Entries:
--------

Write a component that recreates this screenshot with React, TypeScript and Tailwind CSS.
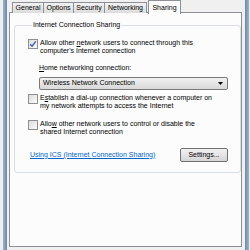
import React from "react";

/* ─── Tabs ─── */
const tabs = [
  { label: "General", w: "w-[32px]" },
  { label: "Options", w: "w-[31px]" },
  { label: "Security", w: "w-[32px]" },
  { label: "Networking", w: "w-[43px]" },
];

/* ─── Checkbox ─── */
function Check({ checked }: { checked?: boolean }) {
  return (
    <span className="mt-[0px] flex h-[10px] w-[10px] shrink-0 items-center justify-center border border-[#8f8f8f] bg-gradient-to-br from-[#dcdcdc] to-[#fbfbfb]">
      {checked && (
        <svg width="8" height="8" viewBox="0 0 8 8" fill="none">
          <path d="M1.2 4.2L3.1 6.2L6.8 1.3" stroke="#3c59a4" strokeWidth="1.4" />
        </svg>
      )}
    </span>
  );
}

function Row({
  checked,
  lines,
  className = "",
}: {
  checked?: boolean;
  lines: React.ReactNode[];
  className?: string;
}) {
  return (
    <div className={`flex items-start gap-[2px] ${className}`}>
      <Check checked={checked} />
      <div className="leading-[8px]">
        {lines.map((l, i) => (
          <div key={i} className="whitespace-nowrap">
            {l}
          </div>
        ))}
      </div>
    </div>
  );
}

export default function App() {
  return (
    <div
      className="flex h-[250px] w-[250px] overflow-hidden bg-[#eceef1] text-[7px] text-black"
      style={{ fontFamily: '"Liberation Sans", Arial, sans-serif' }}
    >
      {/* left frame */}
      <div className="ml-[3px] h-full w-[4px] bg-gradient-to-r from-[#9fb3c9] to-[#6f89a8]" />

      {/* dialog body */}
      <div className="flex h-full w-[236px] flex-col bg-[#f0f0f0]">
        {/* tab strip */}
        <div className="relative z-10 flex h-[13px] items-end pl-[5px]">
          {tabs.map((t) => (
            <div
              key={t.label}
              className={`flex h-[11px] ${t.w} items-center justify-center border border-b-0 border-[#8d9097] bg-gradient-to-b from-[#f2f2f2] to-[#dcdcdc] -mr-px`}
            >
              {t.label}
            </div>
          ))}
          <div className="ml-[2px] flex h-[14px] w-[33px] translate-y-px items-start justify-center border border-b-0 border-[#8d9097] bg-[#fcfcfc] pt-[2px]">
            Sharing
          </div>
        </div>

        {/* panel */}
        <div className="ml-[2px] mt-[-1px] h-[235px] w-[233px] border border-[#8d9097] bg-[#fcfcfc]">
          <fieldset className="ml-[4px] mt-[8px] w-[222px] rounded-[3px] border border-[#d5dfe5] pb-[10px] pl-[13px] pr-[12px] pt-[10px]">
            <legend className="ml-[4px] px-[1px] leading-[8px]">
              Internet Connection Sharing
            </legend>

            <Row
              checked
              lines={[
                <>
                  Allow other <u>n</u>etwork users to connect through this
                </>,
                "computer's Internet connection",
              ]}
            />

            <div className="ml-[11px] mt-[9px] leading-[8px]">
              <u>H</u>ome networking connection:
            </div>
            <div className="ml-[11px] mt-[5px] flex h-[13px] w-[189px] items-center justify-between rounded-[2px] border border-[#7a7a7a] bg-gradient-to-b from-[#f2f2f2] to-[#d9d9d9] pl-[3px] pr-[4px]">
              <span>Wireless Network Connection</span>
              <svg width="5" height="3" viewBox="0 0 5 3">
                <path d="M0 0H5L2.5 3Z" fill="#000" />
              </svg>
            </div>

            <Row
              className="mt-[4px]"
              lines={[
                <>
                  E<u>s</u>tablish a dial-up connection whenever a computer on
                </>,
                "my network attempts to access the Internet",
              ]}
            />

            <Row
              className="mt-[10px]"
              lines={[
                <>
                  Allo<u>w</u> other network users to control or disable the
                </>,
                "shared Internet connection",
              ]}
            />

            <div className="mt-[12px] flex h-[14px] items-center justify-between pl-[2px]">
              <span className="text-[#0066cc] underline">
                Using ICS (Internet Connection Sharing)
              </span>
              <button className="flex h-[14px] w-[48px] items-center justify-center rounded-[2px] border border-[#707070] bg-gradient-to-b from-[#f2f2f2] to-[#d6d6d6]">
                Settings...
              </button>
            </div>
          </fieldset>
        </div>
      </div>

      {/* right frame */}
      <div className="h-full w-[2px] bg-[#f0f0f0]" />
      <div className="h-full w-[4px] bg-gradient-to-r from-[#6f89a8] to-[#9fb3c9]" />
    </div>
  );
}
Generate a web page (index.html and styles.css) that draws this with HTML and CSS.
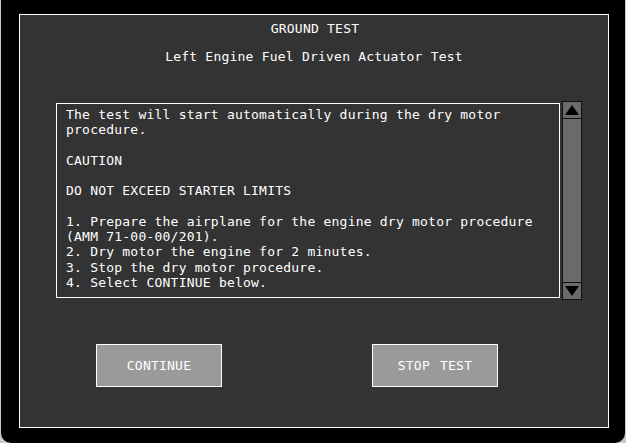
FILE: index.html
```html
<!DOCTYPE html>
<html>
<head>
<meta charset="utf-8">
<link rel="stylesheet" href="styles.css">
</head>
<body>
<div class="frame">
  <div class="panel">
    <div class="title">GROUND TEST</div>
    <div class="subtitle">Left Engine Fuel Driven Actuator Test</div>
    <div class="content-row">
      <div class="textbox">
        <div class="line">The test will start automatically during the dry motor</div>
        <div class="line">procedure.</div>
        <div class="line"></div>
        <div class="line">CAUTION</div>
        <div class="line"></div>
        <div class="line">DO NOT EXCEED STARTER LIMITS</div>
        <div class="line"></div>
        <div class="line">1. Prepare the airplane for the engine dry motor procedure</div>
        <div class="line">(AMM 71-00-00/201).</div>
        <div class="line">2. Dry motor the engine for 2 minutes.</div>
        <div class="line">3. Stop the dry motor procedure.</div>
        <div class="line">4. Select CONTINUE below.</div>
      </div>
      <div class="scrollbar">
        <div class="sb-btn">
          <svg width="14" height="10" viewBox="0 0 14 10"><polygon points="7,0 14,10 0,10" fill="#000"/></svg>
        </div>
        <div class="sb-track"></div>
        <div class="sb-btn">
          <svg width="14" height="10" viewBox="0 0 14 10"><polygon points="0,0 14,0 7,10" fill="#000"/></svg>
        </div>
      </div>
    </div>
    <div class="button-row">
      <div class="btn">CONTINUE</div>
      <div class="btn">STOP TEST</div>
    </div>
  </div>
</div>
</body>
</html>
```

FILE: styles.css
```css
html, body {
  margin: 0;
  padding: 0;
}
body {
  background: #c8c8c8;
  width: 626px;
  height: 443px;
  overflow: hidden;
  font-family: "DejaVu Sans Mono", "Liberation Mono", monospace;
  font-size: 13px;
  letter-spacing: 0.22px;
  color: #fff;
}
.frame {
  margin: 0 1px;
  width: 624px;
  height: 443px;
  box-sizing: border-box;
  background: #000;
  border-radius: 0 0 10px 10px;
  padding: 14px 16px 15px 18px;
}
.panel {
  box-sizing: border-box;
  width: 590px;
  height: 414px;
  border: 1px solid #fff;
  background: #333333;
  display: flex;
  flex-direction: column;
  padding-top: 6px;
}
.title, .subtitle {
  text-align: center;
  line-height: 16px;
  height: 16px;
}
.title {
  padding-left: 2px;
}
.subtitle {
  margin-top: 12px;
}
.content-row {
  display: flex;
  align-items: flex-start;
  margin-top: 36px;
  padding-left: 36px;
  gap: 2px;
}
.textbox {
  box-sizing: border-box;
  width: 504px;
  height: 195px;
  margin-top: 2px;
  border: 1px solid #fff;
  padding: 3px 9px 2px;
  line-height: 15.27px;
}
.line {
  height: 15.27px;
  white-space: nowrap;
}
.scrollbar {
  box-sizing: border-box;
  width: 20px;
  height: 199px;
  background: #111;
  padding: 1px;
  display: flex;
  flex-direction: column;
  gap: 1px;
}
.sb-btn {
  height: 16px;
  background: #6b6b6b;
  display: flex;
  align-items: center;
  justify-content: center;
}
.sb-track {
  flex: 1;
  background: #6b6b6b;
}
.button-row {
  display: flex;
  margin-top: 44px;
  padding-left: 76px;
  gap: 150px;
}
.btn {
  box-sizing: border-box;
  width: 126px;
  height: 43px;
  border: 1px solid #fff;
  background: #9a9a9a;
  display: flex;
  align-items: center;
  justify-content: center;
  word-spacing: 2px;
}
```
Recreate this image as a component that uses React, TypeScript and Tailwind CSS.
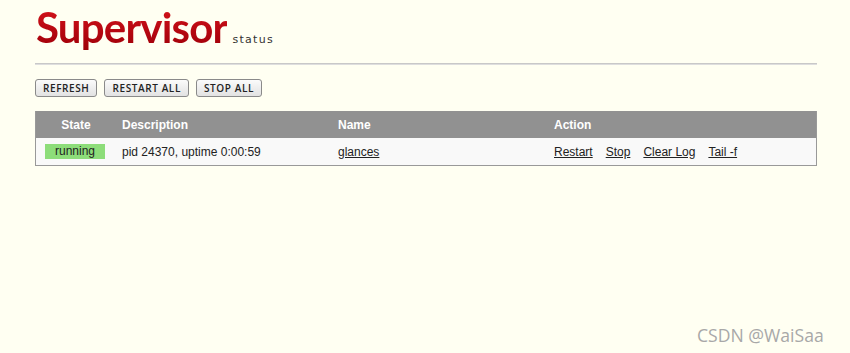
import React from "react"

const processes = [
  { state: "running", description: "pid 24370, uptime 0:00:59", name: "glances" },
]

export default function App() {
  return (
    <div className="min-h-[353px] w-full bg-[#fffff2] font-['Liberation_Sans',Arial,sans-serif] text-[#222]">
      <div className="w-[782px] ml-[35px] pt-[4px]">
        {/* header */}
        <div className="flex items-end h-[46px] pl-[1px]">
          <span className="font-['Lato',sans-serif] font-bold text-[42px] leading-[46px] tracking-[-0.8px] bg-gradient-to-b from-[#d8141c] to-[#9e0008] bg-clip-text text-transparent">
            Supervisor
          </span>
          <span className="ml-[5px] mb-[4px] font-['DejaVu_Sans',sans-serif] text-[11px] leading-[12px] tracking-[1.3px] text-[#333]">
            status
          </span>
        </div>

        <div className="mt-[13px] h-[2px] bg-[#c8c8c8] border-b border-[#dedede]" />

        {/* buttons */}
        <div className="mt-[14px] flex gap-[7px]">
          {["Refresh", "Restart All", "Stop All"].map((label) => (
            <button
              key={label}
              className="h-[18px] px-[7px] rounded-[3px] border border-[#8a8a8a] bg-gradient-to-b from-[#fbfbfb] to-[#e2e2e2] font-['Open_Sans',sans-serif] font-semibold text-[10px] leading-[16px] tracking-[0.6px] uppercase text-[#222]"
            >
              {label}
            </button>
          ))}
        </div>

        {/* table */}
        <div className="mt-[14px] border border-[#999] border-t-0">
          <div className="grid grid-cols-[80px_216px_216px_1fr] h-[27px] items-center bg-[#919191] text-white font-bold text-[12px]">
            <div className="text-center">State</div>
            <div className="pl-[6px]">Description</div>
            <div className="pl-[6px]">Name</div>
            <div className="pl-[6px]">Action</div>
          </div>
          {processes.map((p) => (
            <div
              key={p.name}
              className="grid grid-cols-[80px_216px_216px_1fr] h-[27px] items-center bg-[#f9f9f9] text-[12px]"
            >
              <div className="pl-[9px]">
                <div className="w-[60px] h-[15px] bg-[#8ddd7a] text-center leading-[14px] text-[#222]">
                  {p.state}
                </div>
              </div>
              <div className="pl-[6px]">{p.description}</div>
              <div className="pl-[6px] underline">{p.name}</div>
              <div className="pl-[6px] flex gap-[13px]">
                <span className="underline">Restart</span>
                <span className="underline">Stop</span>
                <span className="underline">Clear Log</span>
                <span className="underline">Tail -f</span>
              </div>
            </div>
          ))}
        </div>
      </div>

      <div className="absolute left-[697px] top-[322px] font-['Open_Sans',sans-serif] text-[17.6px] leading-[26px] text-[#a8a8a8]">
        CSDN @WaiSaa
      </div>
    </div>
  )
}
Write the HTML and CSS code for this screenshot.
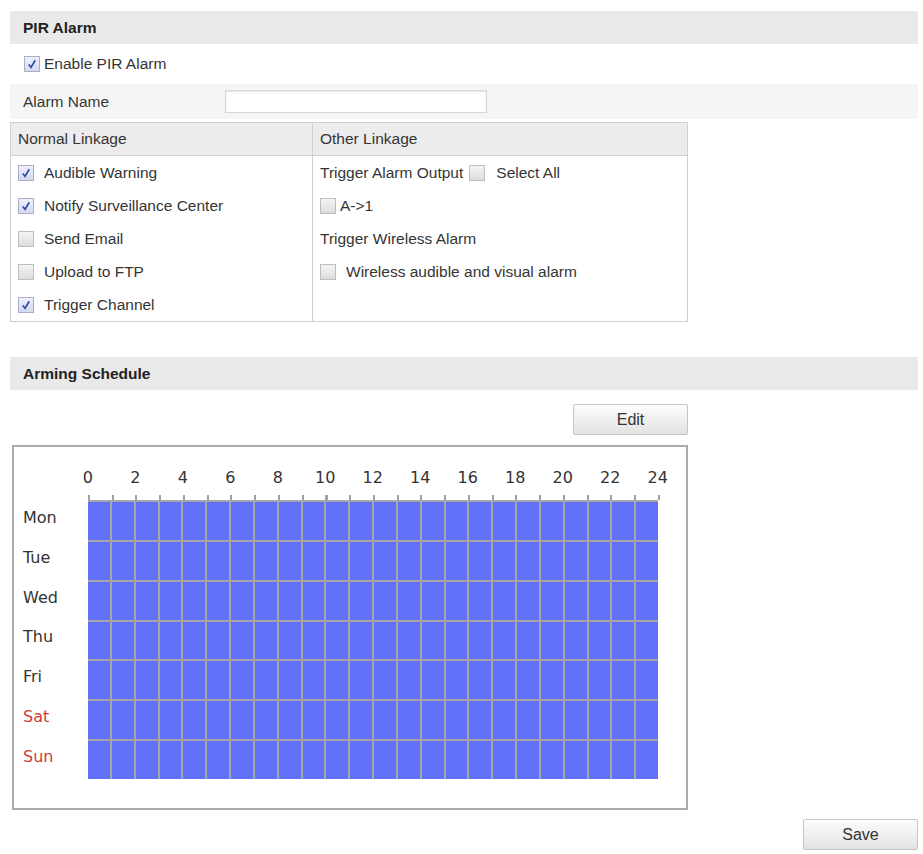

--------

Task:
Identify which lines contain the word "with" and copy each one.

Result:
Write a component that recreates this screenshot with React, TypeScript and Tailwind CSS.
Generate a web page (index.html and styles.css) that draws this with HTML and CSS.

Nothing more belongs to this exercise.